Given information:
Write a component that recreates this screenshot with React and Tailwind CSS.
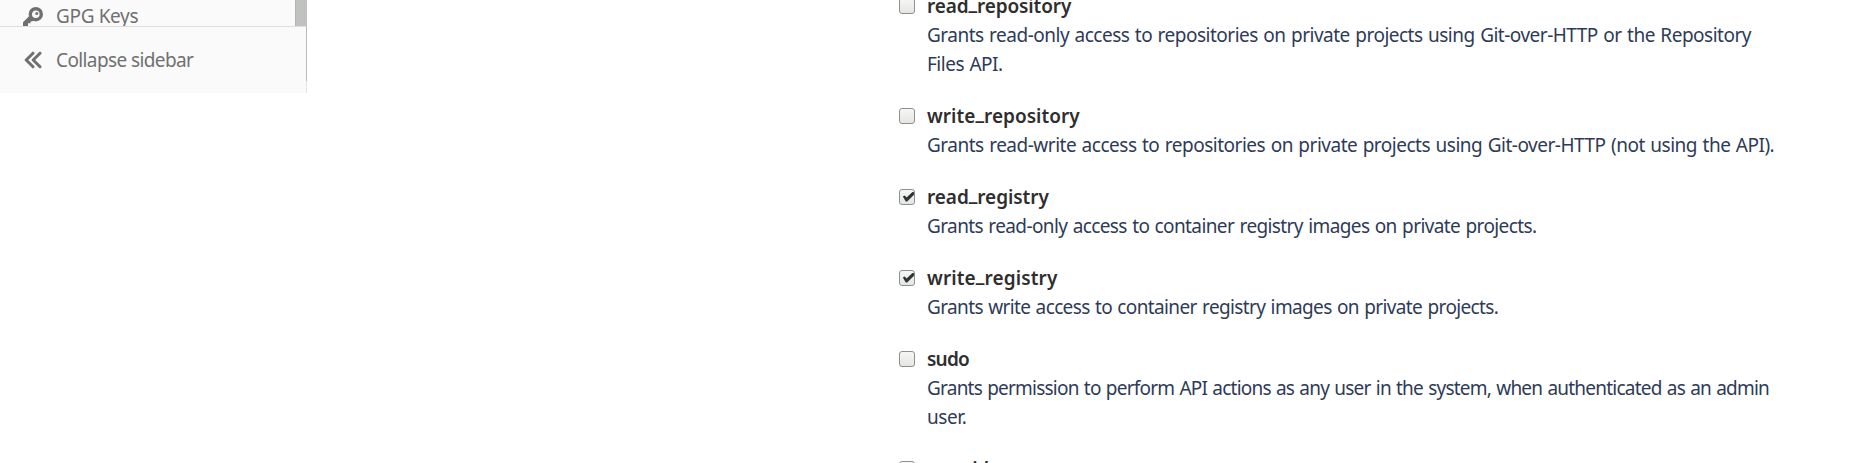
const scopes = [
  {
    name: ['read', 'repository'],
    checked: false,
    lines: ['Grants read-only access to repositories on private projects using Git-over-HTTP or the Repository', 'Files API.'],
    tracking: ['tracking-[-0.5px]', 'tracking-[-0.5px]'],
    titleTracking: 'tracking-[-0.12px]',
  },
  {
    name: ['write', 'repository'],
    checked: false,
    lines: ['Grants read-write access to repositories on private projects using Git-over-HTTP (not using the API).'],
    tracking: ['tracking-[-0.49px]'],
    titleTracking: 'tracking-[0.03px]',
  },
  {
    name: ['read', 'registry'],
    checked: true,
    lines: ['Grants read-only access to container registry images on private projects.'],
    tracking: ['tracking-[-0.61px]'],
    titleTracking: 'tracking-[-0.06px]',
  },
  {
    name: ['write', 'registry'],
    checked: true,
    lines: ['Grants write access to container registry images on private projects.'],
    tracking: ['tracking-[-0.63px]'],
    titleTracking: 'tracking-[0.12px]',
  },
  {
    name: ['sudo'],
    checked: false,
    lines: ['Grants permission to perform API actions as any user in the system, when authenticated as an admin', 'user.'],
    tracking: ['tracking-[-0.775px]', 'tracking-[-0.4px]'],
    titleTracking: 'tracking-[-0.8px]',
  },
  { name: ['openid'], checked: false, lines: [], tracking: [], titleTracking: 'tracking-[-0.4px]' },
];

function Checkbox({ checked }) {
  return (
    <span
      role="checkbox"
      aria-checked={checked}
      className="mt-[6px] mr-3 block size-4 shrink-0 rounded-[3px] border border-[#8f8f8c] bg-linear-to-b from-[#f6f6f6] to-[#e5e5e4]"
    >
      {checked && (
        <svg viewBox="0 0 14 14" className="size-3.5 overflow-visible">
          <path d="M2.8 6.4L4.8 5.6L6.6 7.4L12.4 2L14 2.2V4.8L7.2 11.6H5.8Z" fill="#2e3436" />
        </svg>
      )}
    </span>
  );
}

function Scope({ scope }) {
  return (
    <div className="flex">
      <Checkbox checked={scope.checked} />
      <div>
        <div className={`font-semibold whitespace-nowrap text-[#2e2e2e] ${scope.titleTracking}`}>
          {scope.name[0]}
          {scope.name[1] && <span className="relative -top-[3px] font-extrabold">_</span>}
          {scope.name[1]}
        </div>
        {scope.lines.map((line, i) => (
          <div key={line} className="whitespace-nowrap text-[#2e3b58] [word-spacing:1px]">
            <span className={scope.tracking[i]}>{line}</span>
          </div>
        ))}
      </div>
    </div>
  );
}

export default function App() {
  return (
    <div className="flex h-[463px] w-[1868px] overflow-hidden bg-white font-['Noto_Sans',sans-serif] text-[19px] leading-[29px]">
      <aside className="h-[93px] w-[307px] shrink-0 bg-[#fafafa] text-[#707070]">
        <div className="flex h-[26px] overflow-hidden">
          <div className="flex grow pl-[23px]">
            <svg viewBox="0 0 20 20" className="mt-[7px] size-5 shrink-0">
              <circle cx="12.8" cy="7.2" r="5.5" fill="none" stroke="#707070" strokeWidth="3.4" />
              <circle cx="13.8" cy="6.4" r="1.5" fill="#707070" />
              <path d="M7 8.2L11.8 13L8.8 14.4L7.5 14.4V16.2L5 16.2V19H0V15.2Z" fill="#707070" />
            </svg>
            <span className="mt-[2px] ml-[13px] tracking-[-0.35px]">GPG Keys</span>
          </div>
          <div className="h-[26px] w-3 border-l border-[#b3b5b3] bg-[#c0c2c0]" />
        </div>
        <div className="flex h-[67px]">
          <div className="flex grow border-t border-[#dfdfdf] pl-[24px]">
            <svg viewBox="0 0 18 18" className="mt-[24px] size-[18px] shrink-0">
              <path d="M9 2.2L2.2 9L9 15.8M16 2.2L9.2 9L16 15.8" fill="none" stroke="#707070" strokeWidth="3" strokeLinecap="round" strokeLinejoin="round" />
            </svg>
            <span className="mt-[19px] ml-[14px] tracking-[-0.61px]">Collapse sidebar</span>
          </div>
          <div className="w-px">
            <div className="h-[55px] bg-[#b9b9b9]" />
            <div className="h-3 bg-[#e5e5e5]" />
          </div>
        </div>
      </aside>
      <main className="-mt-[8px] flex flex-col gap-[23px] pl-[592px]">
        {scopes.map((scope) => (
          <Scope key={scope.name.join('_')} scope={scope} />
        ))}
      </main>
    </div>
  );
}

Directions for this task: Using the material above, return every line exactly as it appears, minus the pictures.

Finished exercise:
Write a component that recreates this screenshot with React and Tailwind CSS.
const scopes = [
  {
    name: ['read', 'repository'],
    checked: false,
    lines: ['Grants read-only access to repositories on private projects using Git-over-HTTP or the Repository', 'Files API.'],
    tracking: ['tracking-[-0.5px]', 'tracking-[-0.5px]'],
    titleTracking: 'tracking-[-0.12px]',
  },
  {
    name: ['write', 'repository'],
    checked: false,
    lines: ['Grants read-write access to repositories on private projects using Git-over-HTTP (not using the API).'],
    tracking: ['tracking-[-0.49px]'],
    titleTracking: 'tracking-[0.03px]',
  },
  {
    name: ['read', 'registry'],
    checked: true,
    lines: ['Grants read-only access to container registry images on private projects.'],
    tracking: ['tracking-[-0.61px]'],
    titleTracking: 'tracking-[-0.06px]',
  },
  {
    name: ['write', 'registry'],
    checked: true,
    lines: ['Grants write access to container registry images on private projects.'],
    tracking: ['tracking-[-0.63px]'],
    titleTracking: 'tracking-[0.12px]',
  },
  {
    name: ['sudo'],
    checked: false,
    lines: ['Grants permission to perform API actions as any user in the system, when authenticated as an admin', 'user.'],
    tracking: ['tracking-[-0.775px]', 'tracking-[-0.4px]'],
    titleTracking: 'tracking-[-0.8px]',
  },
  { name: ['openid'], checked: false, lines: [], tracking: [], titleTracking: 'tracking-[-0.4px]' },
];

function Checkbox({ checked }) {
  return (
    <span
      role="checkbox"
      aria-checked={checked}
      className="mt-[6px] mr-3 block size-4 shrink-0 rounded-[3px] border border-[#8f8f8c] bg-linear-to-b from-[#f6f6f6] to-[#e5e5e4]"
    >
      {checked && (
        <svg viewBox="0 0 14 14" className="size-3.5 overflow-visible">
          <path d="M2.8 6.4L4.8 5.6L6.6 7.4L12.4 2L14 2.2V4.8L7.2 11.6H5.8Z" fill="#2e3436" />
        </svg>
      )}
    </span>
  );
}

function Scope({ scope }) {
  return (
    <div className="flex">
      <Checkbox checked={scope.checked} />
      <div>
        <div className={`font-semibold whitespace-nowrap text-[#2e2e2e] ${scope.titleTracking}`}>
          {scope.name[0]}
          {scope.name[1] && <span className="relative -top-[3px] font-extrabold">_</span>}
          {scope.name[1]}
        </div>
        {scope.lines.map((line, i) => (
          <div key={line} className="whitespace-nowrap text-[#2e3b58] [word-spacing:1px]">
            <span className={scope.tracking[i]}>{line}</span>
          </div>
        ))}
      </div>
    </div>
  );
}

export default function App() {
  return (
    <div className="flex h-[463px] w-[1868px] overflow-hidden bg-white font-['Noto_Sans',sans-serif] text-[19px] leading-[29px]">
      <aside className="h-[93px] w-[307px] shrink-0 bg-[#fafafa] text-[#707070]">
        <div className="flex h-[26px] overflow-hidden">
          <div className="flex grow pl-[23px]">
            <svg viewBox="0 0 20 20" className="mt-[7px] size-5 shrink-0">
              <circle cx="12.8" cy="7.2" r="5.5" fill="none" stroke="#707070" strokeWidth="3.4" />
              <circle cx="13.8" cy="6.4" r="1.5" fill="#707070" />
              <path d="M7 8.2L11.8 13L8.8 14.4L7.5 14.4V16.2L5 16.2V19H0V15.2Z" fill="#707070" />
            </svg>
            <span className="mt-[2px] ml-[13px] tracking-[-0.35px]">GPG Keys</span>
          </div>
          <div className="h-[26px] w-3 border-l border-[#b3b5b3] bg-[#c0c2c0]" />
        </div>
        <div className="flex h-[67px]">
          <div className="flex grow border-t border-[#dfdfdf] pl-[24px]">
            <svg viewBox="0 0 18 18" className="mt-[24px] size-[18px] shrink-0">
              <path d="M9 2.2L2.2 9L9 15.8M16 2.2L9.2 9L16 15.8" fill="none" stroke="#707070" strokeWidth="3" strokeLinecap="round" strokeLinejoin="round" />
            </svg>
            <span className="mt-[19px] ml-[14px] tracking-[-0.61px]">Collapse sidebar</span>
          </div>
          <div className="w-px">
            <div className="h-[55px] bg-[#b9b9b9]" />
            <div className="h-3 bg-[#e5e5e5]" />
          </div>
        </div>
      </aside>
      <main className="-mt-[8px] flex flex-col gap-[23px] pl-[592px]">
        {scopes.map((scope) => (
          <Scope key={scope.name.join('_')} scope={scope} />
        ))}
      </main>
    </div>
  );
}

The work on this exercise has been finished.